Gli ultimi nodi sono stati sciolti ieri sera in un incontro tra Matteo Renzi e il ministro dell’Economia, Pier Carlo Padoan. Il decreto taglia-Irpef, nella sua forma finale, sarà pubblicato nella Gazzetta Ufficiale tra oggi e domani. Molto dipenderà da quanto tempo il presidente della Repubblica, Giorgio Napolitano, si prenderà per apporre in calce la sua firma. Ma non ci vorrà probabilmente molto tempo. Anche la temuta «bollinatura» da parte della Ragioneria Generale dello Stato ieri sera è arrivata.
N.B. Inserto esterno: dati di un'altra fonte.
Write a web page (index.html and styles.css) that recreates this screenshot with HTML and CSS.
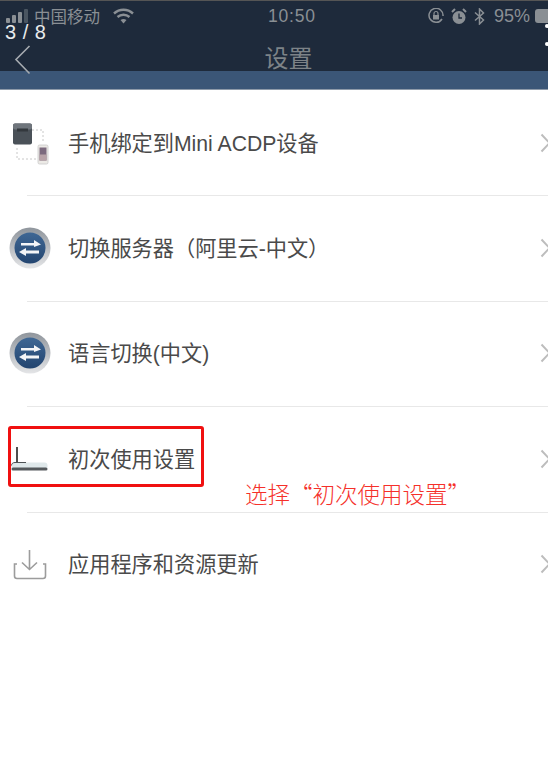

In fin dei conti i tecnici di Via XX Settembre hanno seguito passo passo l’iter del provvedimento e, come peraltro capita spesso, lo hanno riempito di «clausole di salvaguardia». Se la spending review targata Renzi non dovesse dare i frutti sperati si partirà con i tagli lineari ai budget di Comuni, Regioni, Province e ministeri.
TEMPI STRETTI
E proprio per quanto riguarda questi ultimi nelle bozze finali del provvedimento è emersa una novità. Oltre ai 700 mililioni di euro di risparmi alla voce «acquisti», le strutture ministeriali dovranno garantire altri 200 milioni di euro di risparmi. I singoli componenti del governo avranno al massimo sessanta giorni per indicare dove caleranno le forbici, poi interverrà direttamente Palazzo Chigi. Intanto i 200 milioni saranno congelati nei bilanci dei singoli ministri che, dunque, non potranno spendere questi soldi. Ma in che modo potranno recuperare le risorse che il decreto impone di risparmiare?
LA SORPRESA
Lo stesso decreto dà un’indicazione, non a caso l’articolo che impone i tagli è intitolato «riorganizzazione dei ministeri». E a tal fine uno dei commi prevede che per ottenere risparmi di spesa, i singoli ministeri dovranno entro il prossimo 30 giungo adottare dei regolamenti di organizzazione che entreranno in vigore con un decreto del presidente del Consiglio su proposta del ministro competente e con il concerto del ministero della Pubblica amministrazione e di quello dell’Economia. Su questi decreti Renzi potrà (ma non necessariamente dovrà) chiedere un parere al Consiglio di Stato. Il provvedimento, in pratica, si aggancia ai precedenti tentativi di ridurre la spesa della macchina centrale dello Stato portati avanti prima dall’allora ministro della funzione pubblica Renato Brunetta, che aveva imposto che ogni cinque dirigenti mandati a casa si sarebbe potuto avere una sola sostituzione. Inoltre, alla spending review del governo Monti che aveva puntato ad una riduzione del 20 per cento degli organici dirigenziali dei ministeri proprio attraverso i regolamenti di riorganizzazione. Quello di Renzi, insomma, sembrerebbe il tentativo di riprendere in mano la questione mettendo sul tavolo la pistola dei 200 milioni di euro di risparmi da ottenere per non far scattare i tagli lineari. «Noi vigileremo attentamente su quello che succederà e su come il governo ha intenzione di raggiungere questi obiettivi», dice Stefano Biasioli, presidente della Confedir, la confederazione sindacale che raggruppa il maggior numero di dirigenti della Pubblica amministrazione. Il timore del sindacato è che si vogliano «attuare i tagli Cottarelli», in pratica aprire un primo varco alla riforma della Pubblica amministrazione che dovrebbe portare alla «staffetta generazionale» con l’uscita dal settore di ben 85 mila statali.
I PROSSIMI PASSI
Proprio oggi Renzi incontrerà il ministro della Pubblica amministrazione, Marianna Madia, per fare un primo punto sulla riforma. Nel cronoprogramma del premier, del resto, quello con gli statali è il prossimo appuntamento dopo il bonus Irpef di 80 euro. Una riforma che si preannuncia ad alto tasso di «sensibilità politica», come dimostra anche l’uscita dal decreto della norma che imponeva dei tetti agli stipendi anche ai dirigenti che guadagnano meno di 240 mila euro. Un tema che tuttavia sarà quasi sicuramente ripreso nel nuovo provvedimento al quale sta lavorando il ministero della Pubblica amministrazione.